I was reminded of the Great Chicago Fire by the many parallels I encountered while I was writing the “Lessons Learned from a Decade of IT Failures” series of articles for IEEE Spectrum magazine last year. One lesson that stood out in the analysis of IT systems “gone bad” is how the likelihood and consequences of an uncontrolled “digital inferno” seem to be increasing by the year as computer and communication systems and devices become ever more integrated. Another lesson that emerged is how easy it is for a small flaw ― whether accidentally caused or deliberately exploited ― to turn quickly into a major digital conflagration. A third lesson is how risk warnings are routinely ignored or deliberately downplayed until after an operational system is “burned to the ground” in some spectacular fashion.

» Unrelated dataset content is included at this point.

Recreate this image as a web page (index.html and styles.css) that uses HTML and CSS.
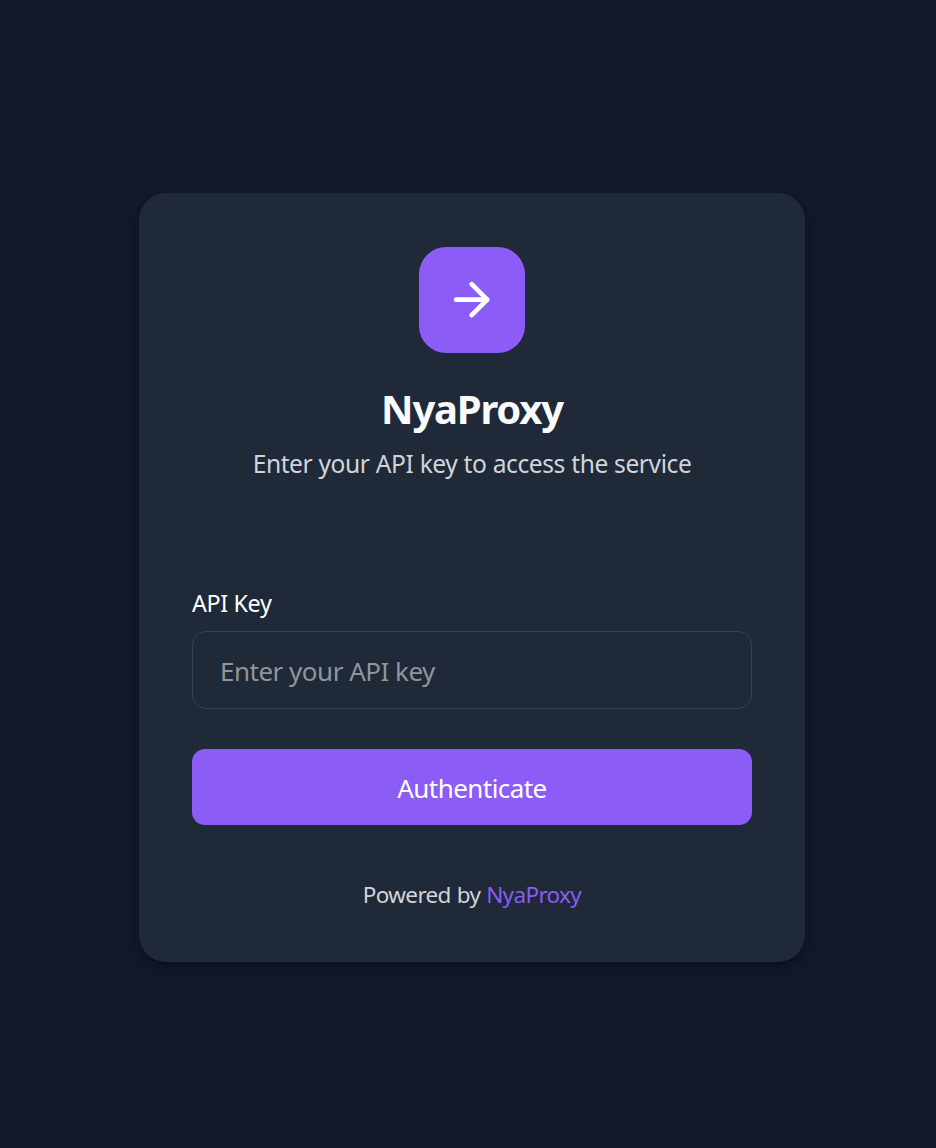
FILE: index.html
```html
<!DOCTYPE html>
<html lang="en">
<head>
<meta charset="utf-8">
<title>NyaProxy</title>
<link rel="stylesheet" href="styles.css">
</head>
<body>
<main class="card">
  <div class="logo">
    <svg class="logo-icon" viewBox="0 0 24 24" fill="none" stroke="currentColor" stroke-width="2.1" stroke-linecap="round" stroke-linejoin="round"><path d="M5 12h14"/><path d="M12 5l7 7-7 7"/></svg>
  </div>
  <h1 class="title">NyaProxy</h1>
  <p class="subtitle">Enter your API key to access the service</p>
  <form class="form">
    <label class="label" for="key">API Key</label>
    <input class="input" id="key" type="text" placeholder="Enter your API key">
    <button class="button" type="button">Authenticate</button>
  </form>
  <p class="footer">Powered by <a class="link" href="#">NyaProxy</a></p>
</main>
</body>
</html>
```
FILE: styles.css
```css
* { box-sizing: border-box; margin: 0; padding: 0; }
body {
  min-height: 1148px;
  background: #111827;
  color: #fff;
  font-family: "Noto Sans", "Open Sans", sans-serif;
  padding: 193px 0 0 139px;
}
.card {
  width: 666px;
  height: 769px;
  padding: 54px 53px 0;
  border-radius: 27px;
  background: #1f2937;
  box-shadow: 0 7px 10px -2px rgba(0,0,0,.2), 0 3px 7px -2px rgba(0,0,0,.2);
  display: flex;
  flex-direction: column;
}
.logo {
  align-self: center;
  width: 106px;
  height: 106px;
  border-radius: 27px;
  background: #8b5cf6;
  display: grid;
  place-items: center;
}
.logo-icon { width: 53.3px; height: 53.3px; }
.title {
  margin-top: 31px;
  text-align: center;
  font-size: 40px;
  line-height: 50px;
  font-weight: 700;
  letter-spacing: -1.2px;
  color: #f9fafb;
}
.subtitle {
  margin-top: 12px;
  text-align: center;
  font-size: 24.6px;
  line-height: 36px;
  letter-spacing: -.44px;
  word-spacing: .3px;
  color: #d1d5db;
}
.form { display: flex; flex-direction: column; margin-top: 106px; }
.label { font-size: 23.3px; line-height: 30px; letter-spacing: -.35px; }
.input {
  height: 78px;
  margin-top: 13px;
  padding: 2px 27px 0;
  border: 1px solid #374151;
  border-radius: 14px;
  background: transparent;
  color: #fff;
  font: 26px "Noto Sans", "Open Sans", sans-serif;
  letter-spacing: -.5px;
}
.input::placeholder { color: #8f959b; opacity: 1; }
.button {
  height: 76px;
  margin-top: 40px;
  padding-top: 1px;
  border: 0;
  border-radius: 13px;
  background: #8b5cf6;
  color: #fff;
  font: 26px "Noto Sans", "Open Sans", sans-serif;
  letter-spacing: -.55px;
}
.footer {
  margin-top: 54px;
  text-align: center;
  font-size: 22.5px;
  line-height: 32px;
  letter-spacing: -.65px;
  word-spacing: .7px;
  color: #d1d5db;
}
.link { color: #8b5cf6; text-decoration: none; }
```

Take, for instance, the infamous meltdown of the Royal Bank of Scotland Group’s computer systems in June 2012. An update to the banking group’s accounts processing software went awry, keeping 17 million customers from the group’s three banks (NatWest, Northern Ireland’s Ulster Bank, and the Royal Bank of Scotland) from accessing their accounts for a week. Some 6.6 million RBS Group customers were affected for several weeks, and tens of thousands for more than six weeks. The problem was traced to an update that was incompatible with the previous version of the software; human mistakes made in trying to recover from the error severely exacerbated its effects.
RBS senior executives later admitted that the banking group had underinvested in its IT system infrastructure for decades and promised that over $1 billion would be invested in bringing them up to an acceptable state. An official government inquiry into the outage, however, pointedly stated that RBS management failed to identify and manage the potential risks of a major outage even though its banking systems had suffered several other less significant system outages prior to the June 2012 meltdown that should have served as warnings. The inquiry stated RBS’s IT organizational culture was to react to incidents, not to try to prevent them from happening. In addition, the RBS Group IT organization’s lack of knowledge of the potential problems inherent in the banks’ complex IT infrastructure, and more importantly, how to recover from an error, had been growing over the past several years, the inquiry said.
The RBS banking operational IT system failure was merely one of many that appeared in our IT failure data over the past decade. There are several other IT-related banking outages related to updates and upgrades gone bad in Australia, the US, and the UK, as well as in other industries including automotive, aviation, healthcare, telecommunications, transportation, and, of course, government and defense. In virtually every case, post-failure inquiries into the malfunctions point to the same reasons as found in the RBS situation: short-changing IT investment; vaguely known risks that were underestimated or ignored; and reactive or nonexistent risk and/or contingency management. An underlying theme often alluded to but rarely stated outright was the glaring mismatch among the complexity of the IT system, the processes used to manage that complexity, and the skills of those responsible for implementing those processes.
Time to Reassess
The Great Chicago Fire of 1871 served as a wake-up call not only to Chicago, but to other cities throughout the US that they needed to do much more to manage their fire risks. As we move into an era of truly hyperconnected, ubiquitous, cyberphysical systems that can have huge consequences if they fail either accidentally or through deliberate actions, the need for robust, reliable, and secure approaches across the lifecycle is obvious. However, there are reasons to be concerned that despite the obvious need for superior management of IT risk, it will be ignored as was the serious and growing risk of fire in Chicago prior to the Great Fire.
For instance, there is a disturbing lack of knowledge as well as lack of concern by CEOs not only in terms of the need for cybersecurity, but increasingly robust computing systems in general. The recent cyber breach of 500 million accounts at Yahoo, and the reported disdain by senior executives for implementing cybersecurity measures if it interfered with generating or maintaining business revenue, seems more the norm than the exception. The same is true for the development of IT systems, be they commercial or government, such as in the botched rollout of the Canadian government’s new payroll system even though the government was repeatedly warned that it wasn’t ready to go live.
Digital systems are becoming more complex, and according to some, so overcomplicated to the point that they are becoming unpredictable. Unless attitudes at the top of companies and government organizations begin to change to match the risks IT systems currently do and will pose, it may only be a matter of time before an equivalent O’Leary digital cow creates the spark that causes a regional, nation-wide, multi-country, or even an international digital firestorm.